Expose the deployment as a NodePort service so you can access it from outside the cluster:

kubectl expose deployment nginx --port=80 --type=NodePort

Find the assigned NodePort:

kubectl get svc nginx

The output will show a port mapping like 80:31234/TCP. The number after the colon (31234 in this example) is the NodePort. Access the nginx welcome page using your server’s IP and this port:

NODE_PORT=$(kubectl get svc nginx -o jsonpath='{.spec.ports[0].nodePort}')
curl http://YOUR_SERVER_IP:${NODE_PORT}

You should see the default nginx welcome page HTML. This confirms that the cluster is running, pod networking works, and services are correctly routing traffic from the node to the pods.

Tip: In a production setup, you would use three control plane nodes for high availability. A single control plane node is fine for development and learning, but a failure of that node means the entire cluster is unavailable. See Provisioning Bare Metal Kubernetes with KubeOne and Terraform for a full HA setup.

Step 7: Understand the KubeOne Workflow

Now that you have a running cluster, it is worth understanding how KubeOne manages it going forward. This is where KubeOne differs from tools that only handle initial installation.

Idempotent Apply

KubeOne uses an idempotent apply model. You can run kubeone apply as many times as you want, and it will converge to the desired state described in your manifest. If the cluster already matches the manifest, KubeOne does nothing. If something has drifted — a different Kubernetes version, a missing component, a misconfigured setting — KubeOne fixes it.

This means your manifest is always the source of truth. Change the manifest, run apply, and KubeOne figures out what needs to happen.

Upgrading Kubernetes

To upgrade your cluster to a newer Kubernetes version, edit kubeone.yaml and change the version:

versions:
  kubernetes: "v1.31.0"

Then run:

kubeone apply --manifest kubeone.yaml

KubeOne handles the upgrade process: it drains the node, upgrades the control plane components, upgrades kubelet, and uncordons the node. For multi-node clusters, it performs this as a rolling upgrade — one node at a time — to maintain availability.

Checking Cluster Status

To see the current state of your cluster without making any changes:

kubeone status --manifest kubeone.yaml

This reports the Kubernetes version running on each node, node health, and whether the cluster matches the manifest.

Tearing Down the Cluster

If you want to remove the cluster entirely:

kubeone reset --manifest kubeone.yaml

Warning: kubeone reset destroys the cluster and removes all Kubernetes components from the server. All workloads, data, and configuration are lost. The server itself is not deleted — only the Kubernetes installation is removed. Use this with caution.
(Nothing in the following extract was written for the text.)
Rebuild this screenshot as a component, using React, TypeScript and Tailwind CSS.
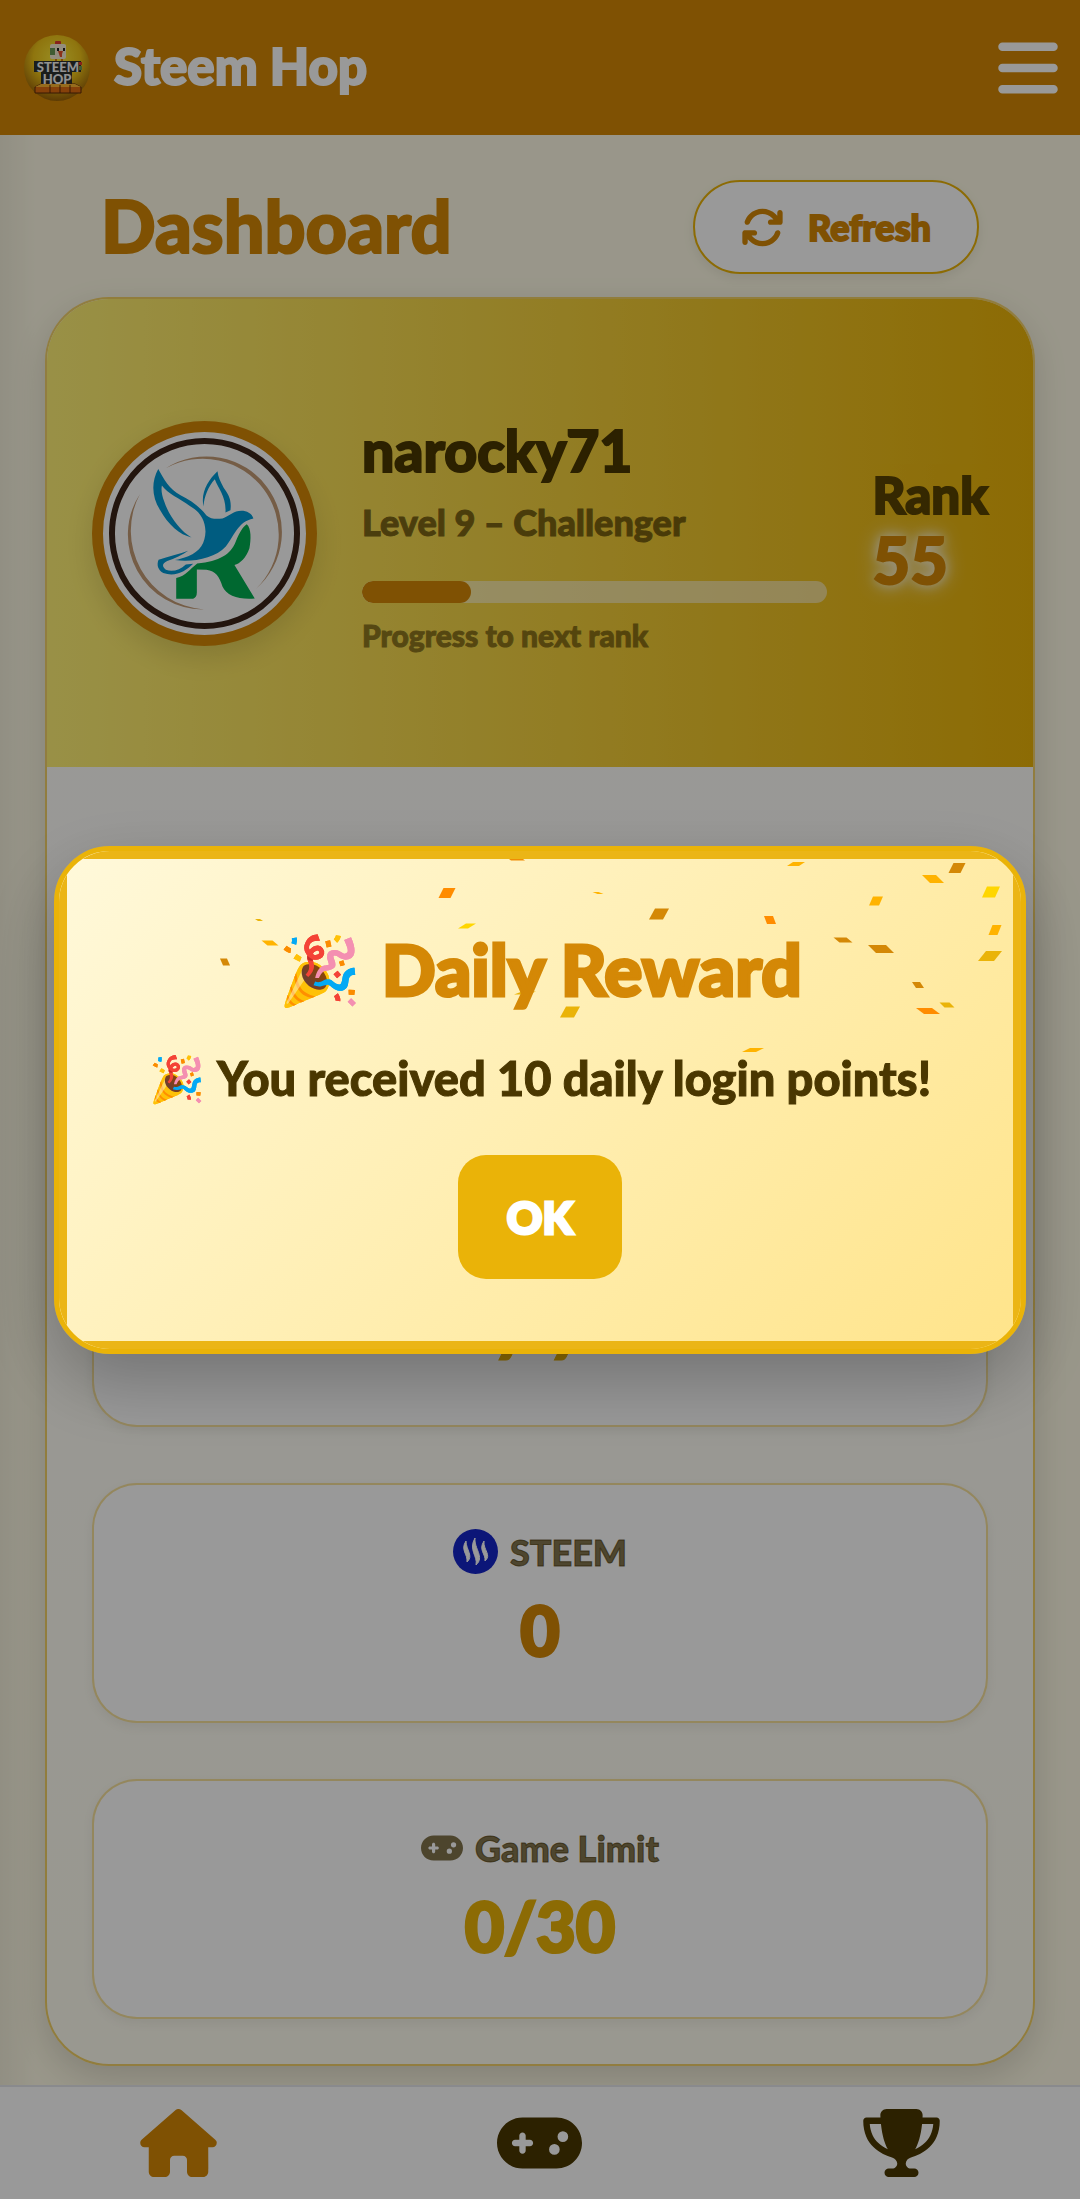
import type { ReactNode } from "react";
import { FaArrowsRotate, FaBars, FaGamepad, FaHouse, FaTrophy } from "react-icons/fa6";

type Confetto = [x: number, y: number, w: number, h: number, skew: number, color: string];

const CONFETTI: Confetto[] = [
  [457, 8, 14, 3, -4, "#f08c05"],
  [388, 42, 12, 10, 5, "#ff8c00"],
  [200, 69, 5, 2, -3, "#eab308"],
  [211, 92, 11, 5, -6, "#ffb300"],
  [166, 111, 7, 7, -3, "#d48806"],
  [408, 75, 10, 5, 8, "#ffd600"],
  [466, 142, 14, 3, 8, "#eab308"],
  [511, 161, 14, 11, 6, "#eab308"],
  [737, 13, 12, 4, 6, "#ffb300"],
  [898, 17, 12, 10, 5, "#d48806"],
  [874, 28, 14, 8, -8, "#ffb300"],
  [932, 41, 13, 11, 5, "#ffd600"],
  [817, 50, 10, 9, 4, "#ffb300"],
  [539, 42, 6, 2, -5, "#ffb300"],
  [600, 63, 14, 11, 6, "#d48806"],
  [711, 69, 9, 8, -3, "#ff8c00"],
  [936, 79, 9, 10, 4, "#ffb300"],
  [784, 89, 13, 5, -6, "#d48806"],
  [822, 98, 18, 8, -8, "#d48806"],
  [931, 105, 16, 10, 8, "#eab308"],
  [859, 134, 8, 6, -4, "#d48806"],
  [888, 154, 10, 5, -5, "#eab308"],
  [869, 160, 16, 6, -8, "#ff8c00"],
  [694, 199, 14, 4, 8, "#ffb300"],
];

function Confetti() {
  return (
    <svg aria-hidden="true" viewBox="0 0 962 498" className="pointer-events-none absolute inset-0 h-full w-full">
      {CONFETTI.map(([x, y, w, h, s, color]) => (
        <polygon
          key={`${x}-${y}`}
          fill={color}
          points={`${x - w / 2 + s / 2},${y - h / 2} ${x + w / 2 + s / 2},${y - h / 2} ${x + w / 2 - s / 2},${y + h / 2} ${x - w / 2 - s / 2},${y + h / 2}`}
        />
      ))}
    </svg>
  );
}

function AppLogo() {
  return (
    <svg role="img" aria-label="Steem Hop logo" viewBox="0 0 66 66" className="size-[66px]">
      <defs>
        <radialGradient id="ball" cx="0.5" cy="0.35" r="0.65">
          <stop offset="0" stopColor="#ffee3c" />
          <stop offset="0.55" stopColor="#eec318" />
          <stop offset="1" stopColor="#9a6208" />
        </radialGradient>
      </defs>
      <circle cx="33" cy="33" r="33" fill="url(#ball)" />
      <rect x="31" y="6" width="6" height="5" rx="1" fill="#e23a2e" />
      <rect x="26" y="9" width="16" height="15" rx="2" fill="#f6ecd2" />
      <rect x="26" y="13" width="5" height="7" fill="#6b9a55" />
      <rect x="33" y="13" width="2" height="3" fill="#222" />
      <rect x="39" y="13" width="2" height="3" fill="#222" />
      <path d="M34 16h5l-1 3v3h-2l-1-3z" fill="#e8502a" />
      <path d="M32 24v3M38 24v3" stroke="#d87612" strokeWidth="2" />
      <path d="M10 26h47v11h-9v12H17V37h-7z" fill="#2c3130" />
      <path d="M55 27h3v3h-3z" fill="#e23a2e" />
      <path d="M55 31h3v4h-3z" fill="#6b9a55" />
      <path d="M11 52l6-3h34l6 3v6H11z" fill="#e06d12" stroke="#5a2b08" strokeWidth="1" />
      <path d="M11 52l6-3h34l6 3z" fill="#fbb531" />
      <path d="M26 50v8M36 50v8M46 50v8" stroke="#5a2b08" strokeWidth="1" />
      <text x="34" y="37" textAnchor="middle" fontSize="13" fill="#f4f4f4" className="font-black">STEEM</text>
      <text x="33" y="49" textAnchor="middle" fontSize="13" fill="#f4f4f4" className="font-black">HOP</text>
    </svg>
  );
}

function Avatar() {
  return (
    <div className="size-[225px] shrink-0 overflow-hidden rounded-full border-[11px] border-[#d48806] bg-white shadow-[0_11px_28px_rgba(0,0,0,0.12)]">
      <svg role="img" aria-label="narocky71 avatar" viewBox="69 96 610 610" className="size-full">
        <circle cx="374" cy="401" r="278" fill="none" stroke="#3b2318" strokeWidth="18" />
        <path d="M258 205A226.8 226.8 0 0 1 528 568A228.2 228.2 0 0 0 258 205Z" fill="#c49b75" />
        <path d="M180 282A224.7 224.7 0 0 0 372 629A237 237 0 0 1 180 282Z" fill="#c49b75" />
        <path
          d="M501 373C515 385 514 420 509 445C499 475 481 490 464 496L525 596C478 600 440 588 428 560C418 530 408 514 380 510L351 509L351 578Q351 592 340 597L289 597L289 535C318 528 330 508 352 491C420 484 452 465 468 425C478 400 488 382 501 373Z"
          fill="#00ad50"
        />
        <path
          d="M235 207C214 245 215 290 240 330C264 374 300 406 335 413C300 393 266 345 253 305C246 285 243 270 246 257C262 280 300 297 330 318C360 335 376 360 377 395C376 428 362 455 325 469C310 474 298 478 285 481C340 488 404 476 438 440C466 404 474 366 521 356C517 341 500 333 485 333C462 333 448 349 428 356C410 358 392 358 380 347C358 318 330 300 302 286C268 268 252 238 235 207Z"
          fill="#0099d5"
        />
        <path
          d="M413 214C385 240 362 278 371 320C373 290 385 260 405 238C416 268 440 290 437 338L452 331C456 298 446 284 432 264C422 246 415 232 413 214Z"
          fill="#0099d5"
        />
        <path
          d="M325 453C300 462 270 470 236 480C230 494 233 510 250 520C288 532 318 514 340 492L318 494C300 510 278 518 258 510C246 500 246 492 262 484C284 476 308 466 325 453Z"
          fill="#0099d5"
        />
      </svg>
    </div>
  );
}

function SteemIcon() {
  return (
    <svg aria-hidden="true" viewBox="0 0 45 45" className="size-[45px]">
      <circle cx="22.5" cy="22.5" r="22.5" fill="#1525c8" />
      <g fill="#fff">
        <path d="M13 12C7 21 15 25 14 33C21 27 13 21 13 12Z" stroke="#fff" />
        <path d="M22 9C15 21 25 27 23 36C32 28 21 20 22 9Z" stroke="#fff" />
        <path d="M31 12C25 21 33 25 32 32C39 26 30 21 31 12Z" stroke="#fff" />
      </g>
    </svg>
  );
}

function StatCard({ label, value, valueClass }: { label?: ReactNode; value: string; valueClass: string }) {
  return (
    <section className="flex h-60 flex-col items-center rounded-[45px] border-2 border-[#eab308]/40 bg-white pt-11 shadow-[0_4px_12px_rgba(0,0,0,0.06)]">
      <h3 className="flex h-[45px] items-center gap-3 text-[36px] font-black text-[#4a3700]/70">{label}</h3>
      <p className={`mt-4 text-[68px] leading-[80px] font-black ${valueClass}`}>{value}</p>
    </section>
  );
}

export default function App() {
  return (
    <div className="relative flex min-h-screen flex-col bg-[#fffbe6] font-['Lato','Noto_Color_Emoji',sans-serif] text-[#4a3700] [-webkit-text-stroke:1px_currentColor]">
      <header className="relative z-10 flex h-[135px] items-center bg-[#d48806] px-6 text-white">
        <AppLogo />
        <span className="ml-6 pb-1 text-[51px] leading-none font-black [-webkit-text-stroke:2px_currentColor]">Steem Hop</span>
        <button type="button" aria-label="Menu" className="-mr-0.5 ml-auto">
          <FaBars className="h-[68px] w-[60px]" />
        </button>
      </header>
      <div aria-hidden="true" className="pointer-events-none absolute inset-y-0 left-0 w-9 bg-linear-to-r from-black/5 to-transparent" />

      <main className="px-[45px] pt-[45px] pb-[133px]">
        <div className="mb-[23px] flex items-center justify-between px-14">
          <h1 className="pb-1 text-[72px] leading-none font-black text-[#d48806] [-webkit-text-stroke:2px_currentColor]">Dashboard</h1>
          <button
            type="button"
            className="flex h-[94px] items-center gap-6 rounded-full border-2 border-[#eab308] bg-white px-[46px] text-[36px] font-black text-[#d48806] shadow-[0_4px_12px_rgba(0,0,0,0.08)] [-webkit-text-stroke:2px_currentColor]"
          >
            <FaArrowsRotate className="size-[43px]" />
            Refresh
          </button>
        </div>

        <div className="overflow-hidden rounded-[64px] border-2 border-[#eab308]/60 bg-linear-to-b from-white to-[#fffdf0] shadow-[0_12px_34px_rgba(0,0,0,0.14)]">
          <section className="flex h-[468px] items-center gap-[45px] bg-linear-[90deg,#fff176,#eab308] px-[45px]">
            <Avatar />
            <div className="min-w-0 flex-1 pt-1">
              <h2 className="text-[57px] leading-[68px] font-black [-webkit-text-stroke:2px_currentColor]">narocky71</h2>
              <p className="mt-4 text-[36px] leading-[45px] font-black opacity-70">Level 9 – Challenger</p>
              <div role="progressbar" aria-label="Progress to next rank" aria-valuenow={23} aria-valuemin={0} aria-valuemax={100} className="mt-9 h-[22px] overflow-hidden rounded-full bg-white/50">
                <div className="h-full w-[23.4%] rounded-full bg-[#d48806]" />
              </div>
              <p className="mt-3 text-[30px] leading-[40px] font-black opacity-60">Progress to next rank</p>
            </div>
            <div className="pb-3 text-[51px] leading-[64px] font-black [-webkit-text-stroke:2px_currentColor]">
              <p className="opacity-90">Rank</p>
              <p className="text-[65px] text-[#d48806] [text-shadow:0_0_12px_#fff,0_0_22px_#fff]">55</p>
            </div>
          </section>
          <div className="flex flex-col gap-14 px-[45px] pt-[420px] pb-[45px]">
            <StatCard value="7 7" valueClass="text-[#eab308]" />
            <StatCard
              label={
                <>
                  <SteemIcon />
                  STEEM
                </>
              }
              value="0"
              valueClass="text-[#d48806] [-webkit-text-stroke:3px_currentColor]"
            />
            <StatCard
              label={
                <>
                  <FaGamepad className="h-[34px] w-[42px]" />
                  Game Limit
                </>
              }
              value="0/30"
              valueClass="text-[#eab308] [-webkit-text-stroke:3px_currentColor]"
            />
          </div>
        </div>
      </main>

      <nav aria-label="Main" className="fixed inset-x-0 bottom-0 flex h-[114px] items-center justify-around border-t-2 border-[#e5e7eb] bg-white">
        <a href="#home" aria-label="Home" className="text-[#d48806]">
          <FaHouse className="h-[68px] w-[77px]" />
        </a>
        <a href="#games" aria-label="Games">
          <FaGamepad className="h-[68px] w-[85px]" />
        </a>
        <a href="#ranking" aria-label="Ranking">
          <FaTrophy className="h-[68px] w-[77px]" />
        </a>
      </nav>

      <div className="fixed inset-0 z-20 flex items-center justify-center bg-black/40">
        <div
          role="dialog"
          aria-modal="true"
          aria-labelledby="reward-title"
          className="relative w-[90%] overflow-hidden rounded-[56px] border-[5px] border-[#eab308] bg-linear-[135deg,#fff9db,#ffe48a] px-10 pt-[72px] pb-[70px] text-center shadow-[0_28px_70px_rgba(0,0,0,0.25)]"
        >
          <Confetti />
          <div aria-hidden="true" className="pointer-events-none absolute inset-0 border-8 border-[#ebb516]" />
          <h2 id="reward-title" className="relative flex h-[92px] items-center justify-center gap-5 text-[71px] leading-none font-black text-[#d48806] [-webkit-text-stroke:3px_currentColor]">
            <span className="text-[67px]">🎉</span>
            Daily Reward
          </h2>
          <p className="relative mt-7 flex h-[72px] items-center justify-center gap-3 text-[47px] leading-none font-black whitespace-nowrap">
            <span className="text-[45px]">🎉</span>
            You received 10 daily login points!
          </p>
          <button type="button" className="relative mt-10 h-[124px] w-[164px] rounded-[28px] bg-[#eab308] text-[44px] font-black text-white [-webkit-text-stroke:3px_currentColor]">
            OK
          </button>
        </div>
      </div>
    </div>
  );
}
Troubleshooting Common Issues

SSH connection timeout

Verify that the server’s firewall allows inbound SSH on port 22. Double-check that the SSH key path in your manifest matches an authorized key on the server. Run the SSH command from Step 2 manually to isolate the issue.

Cluster provisioning fails at container runtime

KubeOne needs to pull container images from the internet during provisioning. If your server is behind a corporate proxy or has restricted outbound access, configure the proxy settings in the KubeOneCluster manifest under the proxy section:

proxy:
  http: "http://proxy.example.com:8080"
  https: "http://proxy.example.com:8080"
  noProxy: "localhost,127.0.0.1,10.0.0.0/8"

kubectl cannot connect after provisioning

Make sure the server’s firewall allows inbound traffic on port 6443, which is the Kubernetes API server port. If you are using a cloud provider, check the security group or firewall rules attached to the VM. Also verify that the publicAddress in your manifest is the correct IP.

Pods stuck in Pending state

On a single-node setup, the control plane node must also run regular workloads. KubeOne removes the default control plane taint for single-node clusters, but if pods remain in Pending state, inspect the node for issues:

kubectl describe node

Look for conditions like DiskPressure, MemoryPressure, or PIDPressure. These indicate the server does not have enough resources. For a single-node cluster running test workloads, 2 vCPU and 4 GB RAM is the minimum — more is better.

Clean Up

If you are done experimenting and want to clean up:

kubeone reset --manifest kubeone.yaml

This removes Kubernetes from the server. If you created a cloud VM specifically for this tutorial, delete it through your cloud provider’s console or CLI to stop incurring charges.

Next Steps

You now have the foundation to work with KubeOne. Here is where to go from here:

KubeOne with Terraform: Infrastructure as Code for Kubernetes — the next tutorial in this series, covering how to use Terraform to provision infrastructure and feed it into KubeOne automatically.
Provisioning Bare Metal Kubernetes with KubeOne and Terraform — a full high-availability production setup with three control plane nodes and worker nodes.
Deploying KubeOne Clusters on Hetzner Cloud — a cost-effective cloud setup using Hetzner’s infrastructure with Terraform integration.

Summary

You installed KubeOne, created a KubeOneCluster manifest targeting a single server, and provisioned a working Kubernetes cluster in minutes. KubeOne handled the container runtime installation, kubeadm bootstrapping, CNI configuration, and kubeconfig generation — all from one command.

The key takeaway is KubeOne’s workflow: describe the desired state in a YAML manifest, run kubeone apply, and KubeOne makes it happen. The same command handles initial installation, configuration changes, and Kubernetes version upgrades. This is the pattern you will use whether you are managing one node for development or fifty nodes across multiple data centers.